Written request: Retype the opening lines of the listing below, ending with the line that contains "ArrowLeft, ArrowRight, ArrowUp", and leave out any pictures.
# Start of Given data
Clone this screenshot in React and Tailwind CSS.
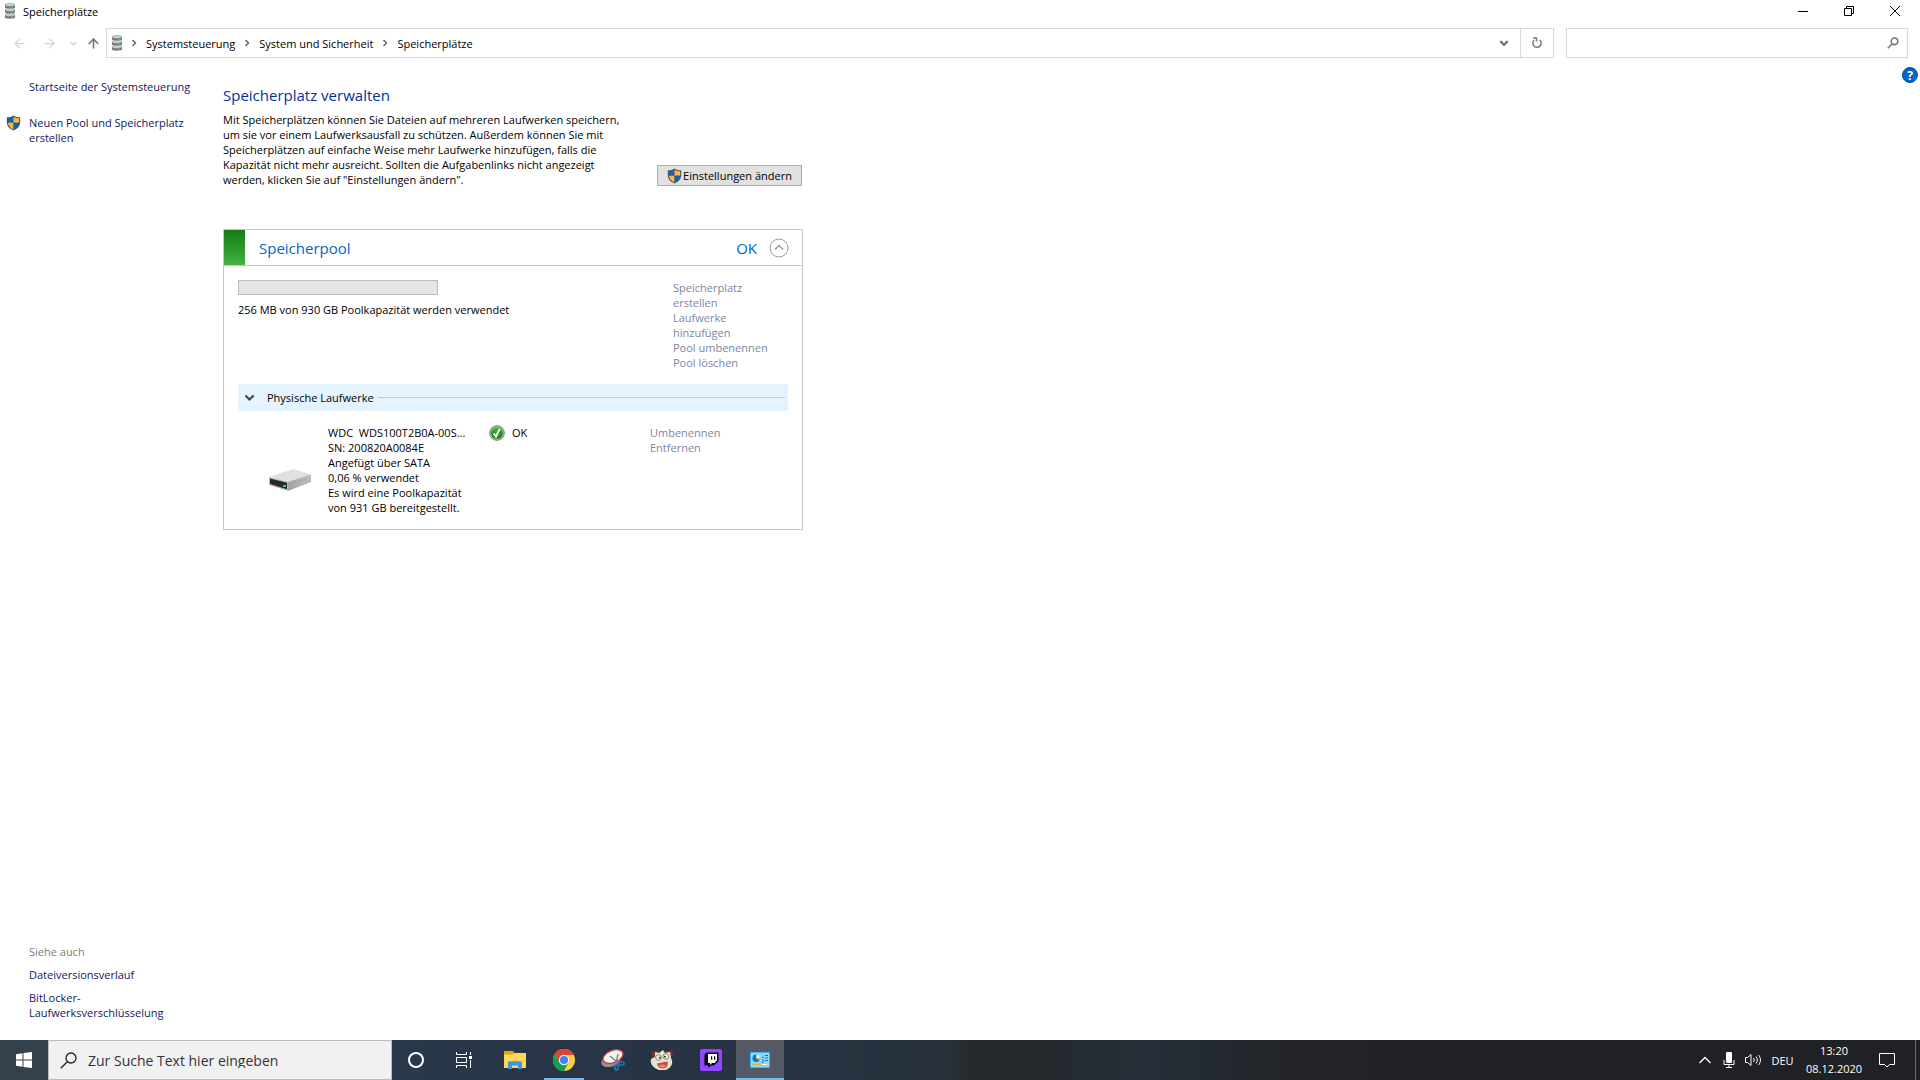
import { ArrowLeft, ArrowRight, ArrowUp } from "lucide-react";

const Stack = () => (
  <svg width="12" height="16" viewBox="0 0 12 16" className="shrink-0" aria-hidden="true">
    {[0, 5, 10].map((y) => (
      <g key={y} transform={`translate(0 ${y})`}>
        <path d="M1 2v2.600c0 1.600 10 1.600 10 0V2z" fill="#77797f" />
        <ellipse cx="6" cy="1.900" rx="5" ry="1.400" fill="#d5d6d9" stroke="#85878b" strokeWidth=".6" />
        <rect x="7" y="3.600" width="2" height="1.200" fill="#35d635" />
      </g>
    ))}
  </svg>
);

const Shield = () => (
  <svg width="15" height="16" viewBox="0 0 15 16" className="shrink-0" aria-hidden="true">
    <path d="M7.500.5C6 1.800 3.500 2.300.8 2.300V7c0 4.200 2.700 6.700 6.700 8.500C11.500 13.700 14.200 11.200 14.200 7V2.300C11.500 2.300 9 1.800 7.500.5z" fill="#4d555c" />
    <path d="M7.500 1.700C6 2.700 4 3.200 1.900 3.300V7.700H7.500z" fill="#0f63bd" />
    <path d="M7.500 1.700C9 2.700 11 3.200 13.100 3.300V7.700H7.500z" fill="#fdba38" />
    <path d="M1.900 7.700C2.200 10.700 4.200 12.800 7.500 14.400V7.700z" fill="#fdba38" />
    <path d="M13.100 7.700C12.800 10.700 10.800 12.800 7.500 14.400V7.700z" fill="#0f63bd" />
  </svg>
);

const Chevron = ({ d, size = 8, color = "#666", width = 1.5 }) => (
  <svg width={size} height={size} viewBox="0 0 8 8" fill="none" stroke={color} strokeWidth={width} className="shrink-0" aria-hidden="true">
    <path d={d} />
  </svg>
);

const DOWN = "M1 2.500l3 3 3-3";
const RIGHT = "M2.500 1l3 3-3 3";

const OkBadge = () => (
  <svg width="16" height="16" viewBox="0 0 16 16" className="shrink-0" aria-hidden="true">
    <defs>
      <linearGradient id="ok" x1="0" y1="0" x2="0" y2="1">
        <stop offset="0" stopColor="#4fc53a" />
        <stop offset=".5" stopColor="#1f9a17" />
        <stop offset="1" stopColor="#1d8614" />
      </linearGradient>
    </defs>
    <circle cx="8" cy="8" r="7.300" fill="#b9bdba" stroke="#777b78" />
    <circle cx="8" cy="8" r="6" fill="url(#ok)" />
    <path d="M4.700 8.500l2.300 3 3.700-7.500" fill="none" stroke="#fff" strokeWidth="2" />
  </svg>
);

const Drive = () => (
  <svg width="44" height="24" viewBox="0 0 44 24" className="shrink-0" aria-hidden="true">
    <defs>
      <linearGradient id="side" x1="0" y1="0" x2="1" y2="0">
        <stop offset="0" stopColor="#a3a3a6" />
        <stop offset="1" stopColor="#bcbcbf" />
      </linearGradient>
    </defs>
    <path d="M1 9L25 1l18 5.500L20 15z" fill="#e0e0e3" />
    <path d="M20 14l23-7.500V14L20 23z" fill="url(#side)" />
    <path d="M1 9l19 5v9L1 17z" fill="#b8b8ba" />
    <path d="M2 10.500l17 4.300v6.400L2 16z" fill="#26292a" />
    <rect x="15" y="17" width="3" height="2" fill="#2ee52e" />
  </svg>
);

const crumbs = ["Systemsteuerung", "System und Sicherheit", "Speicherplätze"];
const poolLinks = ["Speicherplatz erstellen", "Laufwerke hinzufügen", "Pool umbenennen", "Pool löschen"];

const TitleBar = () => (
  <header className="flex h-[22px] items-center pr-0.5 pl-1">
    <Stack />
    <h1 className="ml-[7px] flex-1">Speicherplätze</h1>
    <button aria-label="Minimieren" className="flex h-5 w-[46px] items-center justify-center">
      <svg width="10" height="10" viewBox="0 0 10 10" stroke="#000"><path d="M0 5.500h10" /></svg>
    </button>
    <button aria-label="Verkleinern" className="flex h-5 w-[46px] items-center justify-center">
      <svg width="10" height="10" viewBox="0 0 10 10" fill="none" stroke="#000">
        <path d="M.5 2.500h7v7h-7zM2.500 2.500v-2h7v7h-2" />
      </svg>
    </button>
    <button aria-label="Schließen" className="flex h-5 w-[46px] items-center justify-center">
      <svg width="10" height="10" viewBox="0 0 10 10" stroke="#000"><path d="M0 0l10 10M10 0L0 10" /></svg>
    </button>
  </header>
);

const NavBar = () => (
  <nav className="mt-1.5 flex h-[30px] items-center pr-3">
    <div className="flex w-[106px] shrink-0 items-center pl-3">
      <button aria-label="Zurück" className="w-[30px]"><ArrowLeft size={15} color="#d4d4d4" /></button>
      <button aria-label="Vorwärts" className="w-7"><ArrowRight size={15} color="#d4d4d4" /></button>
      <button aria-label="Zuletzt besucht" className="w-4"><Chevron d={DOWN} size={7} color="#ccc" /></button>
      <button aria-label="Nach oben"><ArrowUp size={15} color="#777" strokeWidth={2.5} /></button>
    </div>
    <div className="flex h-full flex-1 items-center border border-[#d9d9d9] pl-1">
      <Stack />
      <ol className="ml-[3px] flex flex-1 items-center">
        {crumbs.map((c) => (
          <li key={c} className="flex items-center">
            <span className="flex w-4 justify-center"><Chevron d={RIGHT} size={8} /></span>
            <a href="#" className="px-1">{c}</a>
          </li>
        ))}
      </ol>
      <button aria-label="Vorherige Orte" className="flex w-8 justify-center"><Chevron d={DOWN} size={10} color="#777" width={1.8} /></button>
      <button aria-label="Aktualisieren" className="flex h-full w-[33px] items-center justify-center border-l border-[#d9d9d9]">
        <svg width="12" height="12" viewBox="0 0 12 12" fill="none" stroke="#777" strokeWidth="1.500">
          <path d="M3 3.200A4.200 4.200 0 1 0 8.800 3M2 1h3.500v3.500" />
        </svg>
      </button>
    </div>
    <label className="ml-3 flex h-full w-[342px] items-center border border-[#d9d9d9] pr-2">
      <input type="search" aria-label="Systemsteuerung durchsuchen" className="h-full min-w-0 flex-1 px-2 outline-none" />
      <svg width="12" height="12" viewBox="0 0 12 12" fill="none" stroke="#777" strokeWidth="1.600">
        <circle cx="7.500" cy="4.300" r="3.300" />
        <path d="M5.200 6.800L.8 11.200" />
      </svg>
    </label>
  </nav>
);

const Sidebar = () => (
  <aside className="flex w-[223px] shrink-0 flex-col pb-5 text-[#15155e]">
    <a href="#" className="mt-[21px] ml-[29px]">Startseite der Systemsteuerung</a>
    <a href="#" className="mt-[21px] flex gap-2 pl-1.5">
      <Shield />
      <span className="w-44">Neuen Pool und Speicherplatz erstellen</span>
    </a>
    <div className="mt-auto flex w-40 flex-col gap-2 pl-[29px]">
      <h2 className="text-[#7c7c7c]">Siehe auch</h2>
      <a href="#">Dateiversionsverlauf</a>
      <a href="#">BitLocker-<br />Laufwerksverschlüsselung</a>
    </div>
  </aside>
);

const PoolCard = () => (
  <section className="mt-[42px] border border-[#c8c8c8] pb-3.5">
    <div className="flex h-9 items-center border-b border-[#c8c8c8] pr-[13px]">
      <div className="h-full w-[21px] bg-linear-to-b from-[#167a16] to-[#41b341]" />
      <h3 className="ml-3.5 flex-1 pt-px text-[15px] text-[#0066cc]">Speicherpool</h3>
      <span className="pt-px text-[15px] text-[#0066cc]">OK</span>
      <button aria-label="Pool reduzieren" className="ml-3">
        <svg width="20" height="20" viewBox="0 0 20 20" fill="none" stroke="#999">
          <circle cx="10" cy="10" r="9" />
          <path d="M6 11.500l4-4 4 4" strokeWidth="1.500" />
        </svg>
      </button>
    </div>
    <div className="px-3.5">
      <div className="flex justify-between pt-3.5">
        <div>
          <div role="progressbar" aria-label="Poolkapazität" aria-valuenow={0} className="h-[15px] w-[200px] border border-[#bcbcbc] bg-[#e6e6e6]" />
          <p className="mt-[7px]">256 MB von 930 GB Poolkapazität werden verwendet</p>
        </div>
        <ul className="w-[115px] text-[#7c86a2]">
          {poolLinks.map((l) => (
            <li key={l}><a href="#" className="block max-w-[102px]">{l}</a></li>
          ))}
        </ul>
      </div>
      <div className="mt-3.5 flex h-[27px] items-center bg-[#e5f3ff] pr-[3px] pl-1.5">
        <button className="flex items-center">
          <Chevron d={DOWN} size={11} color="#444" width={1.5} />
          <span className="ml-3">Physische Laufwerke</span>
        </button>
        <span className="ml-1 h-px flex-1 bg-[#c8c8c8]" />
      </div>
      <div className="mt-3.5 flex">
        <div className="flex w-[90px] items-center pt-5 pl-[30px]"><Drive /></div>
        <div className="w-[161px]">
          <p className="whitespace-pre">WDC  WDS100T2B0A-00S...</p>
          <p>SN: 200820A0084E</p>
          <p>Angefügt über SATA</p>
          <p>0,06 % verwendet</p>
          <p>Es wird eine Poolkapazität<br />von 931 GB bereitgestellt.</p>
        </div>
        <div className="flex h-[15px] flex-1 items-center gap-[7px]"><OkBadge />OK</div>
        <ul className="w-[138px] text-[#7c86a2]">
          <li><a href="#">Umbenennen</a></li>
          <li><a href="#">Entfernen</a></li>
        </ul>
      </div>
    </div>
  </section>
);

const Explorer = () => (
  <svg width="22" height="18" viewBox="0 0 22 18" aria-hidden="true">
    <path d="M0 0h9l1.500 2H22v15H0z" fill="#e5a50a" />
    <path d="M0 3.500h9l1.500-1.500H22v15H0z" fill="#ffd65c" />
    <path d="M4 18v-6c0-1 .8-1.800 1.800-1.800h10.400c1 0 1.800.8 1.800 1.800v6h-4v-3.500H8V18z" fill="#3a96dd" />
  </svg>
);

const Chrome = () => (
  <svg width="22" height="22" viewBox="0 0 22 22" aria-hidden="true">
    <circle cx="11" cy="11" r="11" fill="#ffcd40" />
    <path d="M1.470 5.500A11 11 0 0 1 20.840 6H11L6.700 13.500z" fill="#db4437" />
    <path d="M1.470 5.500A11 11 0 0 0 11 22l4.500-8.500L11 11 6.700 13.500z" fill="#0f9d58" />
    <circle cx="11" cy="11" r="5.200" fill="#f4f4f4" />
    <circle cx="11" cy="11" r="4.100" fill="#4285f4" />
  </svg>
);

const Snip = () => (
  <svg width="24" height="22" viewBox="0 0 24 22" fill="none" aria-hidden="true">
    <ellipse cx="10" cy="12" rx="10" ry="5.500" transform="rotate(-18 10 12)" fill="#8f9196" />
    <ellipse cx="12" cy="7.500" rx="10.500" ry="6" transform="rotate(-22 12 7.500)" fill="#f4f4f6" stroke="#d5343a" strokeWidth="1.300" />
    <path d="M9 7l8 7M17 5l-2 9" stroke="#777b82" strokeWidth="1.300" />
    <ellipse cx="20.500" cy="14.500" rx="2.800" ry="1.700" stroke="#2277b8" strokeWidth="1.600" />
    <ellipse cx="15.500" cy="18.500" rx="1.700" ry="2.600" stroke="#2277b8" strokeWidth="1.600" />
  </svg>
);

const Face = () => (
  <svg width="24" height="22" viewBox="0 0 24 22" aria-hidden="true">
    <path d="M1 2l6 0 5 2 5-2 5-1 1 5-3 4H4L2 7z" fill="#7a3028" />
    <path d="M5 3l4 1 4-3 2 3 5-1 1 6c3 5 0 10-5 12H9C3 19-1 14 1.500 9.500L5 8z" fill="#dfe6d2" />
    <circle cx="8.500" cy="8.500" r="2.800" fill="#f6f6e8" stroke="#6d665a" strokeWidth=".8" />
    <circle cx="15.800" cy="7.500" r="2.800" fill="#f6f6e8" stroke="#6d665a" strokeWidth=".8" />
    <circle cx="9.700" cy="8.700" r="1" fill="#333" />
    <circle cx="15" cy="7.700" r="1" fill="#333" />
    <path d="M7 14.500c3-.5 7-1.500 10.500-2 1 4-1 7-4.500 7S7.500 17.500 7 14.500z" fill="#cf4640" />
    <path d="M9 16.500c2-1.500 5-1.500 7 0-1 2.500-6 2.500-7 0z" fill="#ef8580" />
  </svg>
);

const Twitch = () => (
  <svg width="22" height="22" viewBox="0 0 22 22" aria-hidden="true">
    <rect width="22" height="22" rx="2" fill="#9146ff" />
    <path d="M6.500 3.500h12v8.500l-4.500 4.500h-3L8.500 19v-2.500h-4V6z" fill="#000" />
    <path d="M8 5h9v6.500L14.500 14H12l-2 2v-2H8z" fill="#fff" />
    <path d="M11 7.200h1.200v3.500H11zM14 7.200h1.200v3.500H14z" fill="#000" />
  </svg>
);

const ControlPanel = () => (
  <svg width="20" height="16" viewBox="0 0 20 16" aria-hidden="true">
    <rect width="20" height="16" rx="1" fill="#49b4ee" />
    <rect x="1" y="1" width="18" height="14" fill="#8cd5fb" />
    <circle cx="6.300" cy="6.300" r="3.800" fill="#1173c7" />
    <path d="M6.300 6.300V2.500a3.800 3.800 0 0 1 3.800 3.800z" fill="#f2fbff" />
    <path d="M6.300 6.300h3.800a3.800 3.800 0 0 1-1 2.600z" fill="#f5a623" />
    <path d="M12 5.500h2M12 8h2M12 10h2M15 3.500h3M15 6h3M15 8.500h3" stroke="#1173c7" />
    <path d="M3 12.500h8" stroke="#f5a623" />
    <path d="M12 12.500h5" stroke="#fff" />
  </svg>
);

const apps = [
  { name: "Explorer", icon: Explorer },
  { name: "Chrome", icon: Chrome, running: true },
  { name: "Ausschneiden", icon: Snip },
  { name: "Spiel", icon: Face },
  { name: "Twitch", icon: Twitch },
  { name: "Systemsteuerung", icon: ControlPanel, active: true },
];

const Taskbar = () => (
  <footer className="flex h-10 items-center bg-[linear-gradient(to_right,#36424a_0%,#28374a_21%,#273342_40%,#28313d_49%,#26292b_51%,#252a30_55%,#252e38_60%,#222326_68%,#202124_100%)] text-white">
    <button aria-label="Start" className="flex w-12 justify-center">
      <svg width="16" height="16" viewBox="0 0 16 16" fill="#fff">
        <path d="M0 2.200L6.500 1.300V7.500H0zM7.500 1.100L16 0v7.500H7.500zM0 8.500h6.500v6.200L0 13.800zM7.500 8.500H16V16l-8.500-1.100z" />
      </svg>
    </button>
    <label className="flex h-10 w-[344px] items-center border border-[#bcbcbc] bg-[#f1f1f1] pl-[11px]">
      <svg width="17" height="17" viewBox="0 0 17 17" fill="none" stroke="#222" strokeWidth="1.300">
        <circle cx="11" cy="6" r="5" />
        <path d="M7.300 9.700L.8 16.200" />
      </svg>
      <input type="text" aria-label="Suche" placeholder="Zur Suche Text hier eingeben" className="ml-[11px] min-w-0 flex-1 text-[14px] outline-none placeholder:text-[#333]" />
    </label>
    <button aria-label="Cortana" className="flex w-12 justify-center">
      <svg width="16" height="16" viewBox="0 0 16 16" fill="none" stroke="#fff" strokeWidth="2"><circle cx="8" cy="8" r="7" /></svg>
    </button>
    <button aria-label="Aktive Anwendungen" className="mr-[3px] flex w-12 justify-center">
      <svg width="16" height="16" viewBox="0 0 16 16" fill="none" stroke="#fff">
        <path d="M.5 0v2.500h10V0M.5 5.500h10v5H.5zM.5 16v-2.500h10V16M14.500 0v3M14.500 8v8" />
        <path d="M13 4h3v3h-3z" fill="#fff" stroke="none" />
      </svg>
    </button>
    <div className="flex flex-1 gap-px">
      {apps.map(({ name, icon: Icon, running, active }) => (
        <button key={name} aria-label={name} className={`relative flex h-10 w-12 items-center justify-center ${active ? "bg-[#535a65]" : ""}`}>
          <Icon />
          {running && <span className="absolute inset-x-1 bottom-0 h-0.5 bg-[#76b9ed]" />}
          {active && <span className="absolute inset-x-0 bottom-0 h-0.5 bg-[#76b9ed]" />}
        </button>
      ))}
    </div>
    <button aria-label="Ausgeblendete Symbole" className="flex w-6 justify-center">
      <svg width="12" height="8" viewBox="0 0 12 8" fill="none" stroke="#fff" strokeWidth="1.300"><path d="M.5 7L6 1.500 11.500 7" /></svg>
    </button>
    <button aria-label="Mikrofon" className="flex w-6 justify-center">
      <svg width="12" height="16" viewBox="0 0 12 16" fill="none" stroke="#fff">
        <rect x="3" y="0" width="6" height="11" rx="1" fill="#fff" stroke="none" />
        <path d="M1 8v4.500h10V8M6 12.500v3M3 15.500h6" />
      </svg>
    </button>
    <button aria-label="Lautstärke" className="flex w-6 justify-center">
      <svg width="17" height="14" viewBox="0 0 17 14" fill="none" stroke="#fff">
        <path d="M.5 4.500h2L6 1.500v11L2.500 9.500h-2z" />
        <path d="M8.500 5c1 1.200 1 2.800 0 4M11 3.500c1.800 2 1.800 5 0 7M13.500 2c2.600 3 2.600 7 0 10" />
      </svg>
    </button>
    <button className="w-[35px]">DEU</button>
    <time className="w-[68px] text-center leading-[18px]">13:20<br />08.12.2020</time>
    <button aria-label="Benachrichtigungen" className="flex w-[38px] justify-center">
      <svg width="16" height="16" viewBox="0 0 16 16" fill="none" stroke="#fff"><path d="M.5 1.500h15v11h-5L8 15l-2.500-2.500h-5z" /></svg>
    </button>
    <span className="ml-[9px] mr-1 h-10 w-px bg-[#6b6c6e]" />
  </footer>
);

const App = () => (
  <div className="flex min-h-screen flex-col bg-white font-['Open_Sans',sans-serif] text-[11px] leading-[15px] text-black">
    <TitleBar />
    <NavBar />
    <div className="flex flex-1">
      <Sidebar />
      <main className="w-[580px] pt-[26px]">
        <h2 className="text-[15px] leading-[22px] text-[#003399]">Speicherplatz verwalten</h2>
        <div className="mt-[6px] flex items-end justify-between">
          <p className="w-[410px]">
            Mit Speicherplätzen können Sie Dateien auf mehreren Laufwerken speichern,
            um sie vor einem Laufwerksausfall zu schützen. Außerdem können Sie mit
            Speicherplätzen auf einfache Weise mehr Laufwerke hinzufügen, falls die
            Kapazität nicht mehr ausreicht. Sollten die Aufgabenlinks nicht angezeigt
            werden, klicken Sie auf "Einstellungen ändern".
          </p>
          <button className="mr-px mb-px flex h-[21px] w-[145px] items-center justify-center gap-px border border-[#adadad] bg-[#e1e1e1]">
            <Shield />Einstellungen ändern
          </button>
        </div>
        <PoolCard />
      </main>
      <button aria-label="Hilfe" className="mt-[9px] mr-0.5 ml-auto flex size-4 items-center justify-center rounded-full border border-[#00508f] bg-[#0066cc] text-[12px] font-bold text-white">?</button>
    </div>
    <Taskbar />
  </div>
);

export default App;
# End of Given data
Result:
Clone this screenshot in React and Tailwind CSS.
import { ArrowLeft, ArrowRight, ArrowUp } from "lucide-react";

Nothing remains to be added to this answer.